_Goal of the exercise_
Return every line of the data below that includes the string "styles".

_Information supplied_
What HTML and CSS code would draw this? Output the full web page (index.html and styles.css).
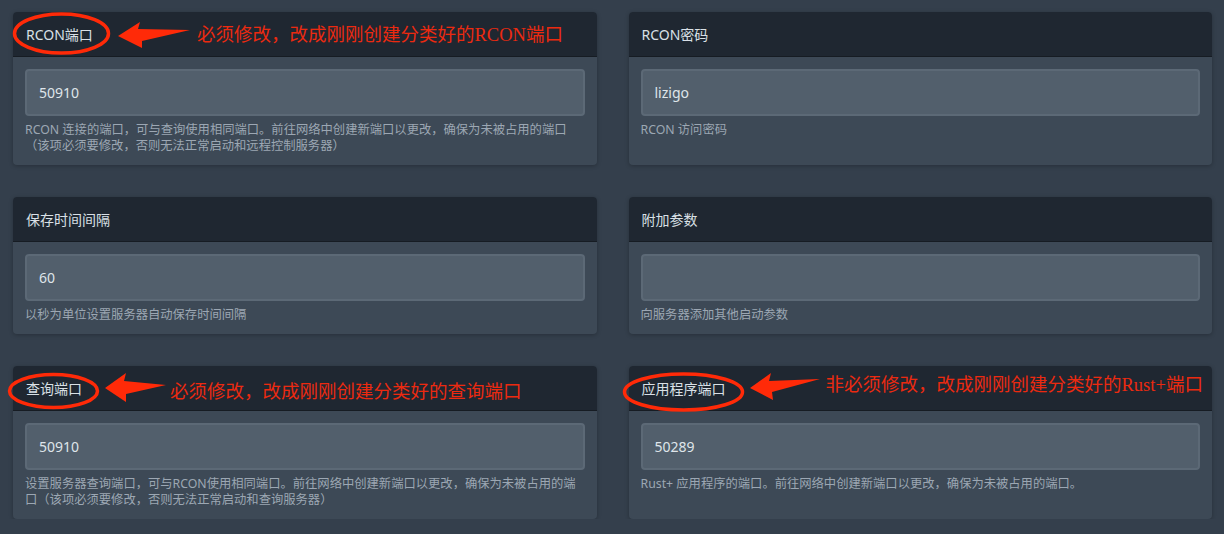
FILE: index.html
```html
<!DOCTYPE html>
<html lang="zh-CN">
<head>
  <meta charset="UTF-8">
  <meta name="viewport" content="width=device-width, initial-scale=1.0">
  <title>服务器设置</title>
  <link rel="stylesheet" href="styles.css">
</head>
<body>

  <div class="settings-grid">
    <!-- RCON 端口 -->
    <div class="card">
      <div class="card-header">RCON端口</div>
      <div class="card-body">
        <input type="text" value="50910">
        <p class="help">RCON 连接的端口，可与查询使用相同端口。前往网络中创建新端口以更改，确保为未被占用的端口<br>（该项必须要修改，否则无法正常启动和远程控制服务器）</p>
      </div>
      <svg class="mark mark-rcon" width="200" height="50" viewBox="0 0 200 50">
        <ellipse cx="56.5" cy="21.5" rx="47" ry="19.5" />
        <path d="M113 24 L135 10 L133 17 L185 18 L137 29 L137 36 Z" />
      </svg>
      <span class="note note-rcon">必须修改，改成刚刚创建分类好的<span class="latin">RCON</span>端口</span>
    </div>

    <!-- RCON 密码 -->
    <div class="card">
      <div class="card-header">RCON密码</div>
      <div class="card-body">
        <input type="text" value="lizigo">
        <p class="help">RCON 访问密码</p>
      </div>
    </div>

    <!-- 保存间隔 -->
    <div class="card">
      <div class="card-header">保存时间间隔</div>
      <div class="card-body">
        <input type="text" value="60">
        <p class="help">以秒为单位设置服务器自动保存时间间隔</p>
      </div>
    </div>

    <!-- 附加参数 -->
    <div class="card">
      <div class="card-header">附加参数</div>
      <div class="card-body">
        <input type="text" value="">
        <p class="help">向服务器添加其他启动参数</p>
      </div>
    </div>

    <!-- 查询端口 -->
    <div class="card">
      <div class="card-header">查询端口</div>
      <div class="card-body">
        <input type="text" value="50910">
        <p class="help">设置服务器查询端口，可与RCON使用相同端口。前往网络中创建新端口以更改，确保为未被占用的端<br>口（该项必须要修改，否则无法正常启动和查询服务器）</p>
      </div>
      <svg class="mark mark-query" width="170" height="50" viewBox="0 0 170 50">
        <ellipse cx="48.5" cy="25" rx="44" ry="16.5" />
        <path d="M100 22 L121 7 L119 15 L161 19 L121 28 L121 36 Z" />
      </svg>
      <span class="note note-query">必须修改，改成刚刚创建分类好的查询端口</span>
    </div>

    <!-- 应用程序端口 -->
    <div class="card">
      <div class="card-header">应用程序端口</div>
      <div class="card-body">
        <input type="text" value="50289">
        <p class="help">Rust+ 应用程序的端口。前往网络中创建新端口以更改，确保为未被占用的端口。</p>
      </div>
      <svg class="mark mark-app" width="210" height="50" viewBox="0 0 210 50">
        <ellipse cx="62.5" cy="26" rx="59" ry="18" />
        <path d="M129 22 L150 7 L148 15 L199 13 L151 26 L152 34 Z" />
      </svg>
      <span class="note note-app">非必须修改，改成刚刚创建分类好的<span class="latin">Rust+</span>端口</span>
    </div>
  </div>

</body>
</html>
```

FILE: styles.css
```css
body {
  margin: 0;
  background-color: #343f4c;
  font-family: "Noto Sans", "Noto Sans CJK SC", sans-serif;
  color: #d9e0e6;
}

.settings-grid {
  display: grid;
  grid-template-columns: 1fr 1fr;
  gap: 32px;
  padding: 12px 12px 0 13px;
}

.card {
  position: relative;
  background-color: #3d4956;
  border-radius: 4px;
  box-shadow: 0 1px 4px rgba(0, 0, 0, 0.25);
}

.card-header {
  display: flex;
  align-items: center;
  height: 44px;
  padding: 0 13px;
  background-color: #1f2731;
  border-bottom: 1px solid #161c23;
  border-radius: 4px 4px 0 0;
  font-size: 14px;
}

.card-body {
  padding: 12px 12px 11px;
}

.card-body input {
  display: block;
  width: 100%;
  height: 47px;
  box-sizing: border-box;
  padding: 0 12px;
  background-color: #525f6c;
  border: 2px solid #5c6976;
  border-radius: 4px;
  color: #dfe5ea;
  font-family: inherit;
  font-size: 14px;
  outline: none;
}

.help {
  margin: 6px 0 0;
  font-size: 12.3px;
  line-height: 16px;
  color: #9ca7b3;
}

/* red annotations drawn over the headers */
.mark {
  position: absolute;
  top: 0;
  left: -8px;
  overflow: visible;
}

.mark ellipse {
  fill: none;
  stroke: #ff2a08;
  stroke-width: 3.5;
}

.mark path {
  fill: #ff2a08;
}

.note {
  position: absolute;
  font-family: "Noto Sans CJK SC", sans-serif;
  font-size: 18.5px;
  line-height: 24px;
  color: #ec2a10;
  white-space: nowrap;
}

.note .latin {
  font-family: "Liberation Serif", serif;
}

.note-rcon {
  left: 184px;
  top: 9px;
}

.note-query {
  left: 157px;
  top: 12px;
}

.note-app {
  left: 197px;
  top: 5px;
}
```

_Written solution_
What HTML and CSS code would draw this? Output the full web page (index.html and styles.css).
  <link rel="stylesheet" href="styles.css">
FILE: styles.css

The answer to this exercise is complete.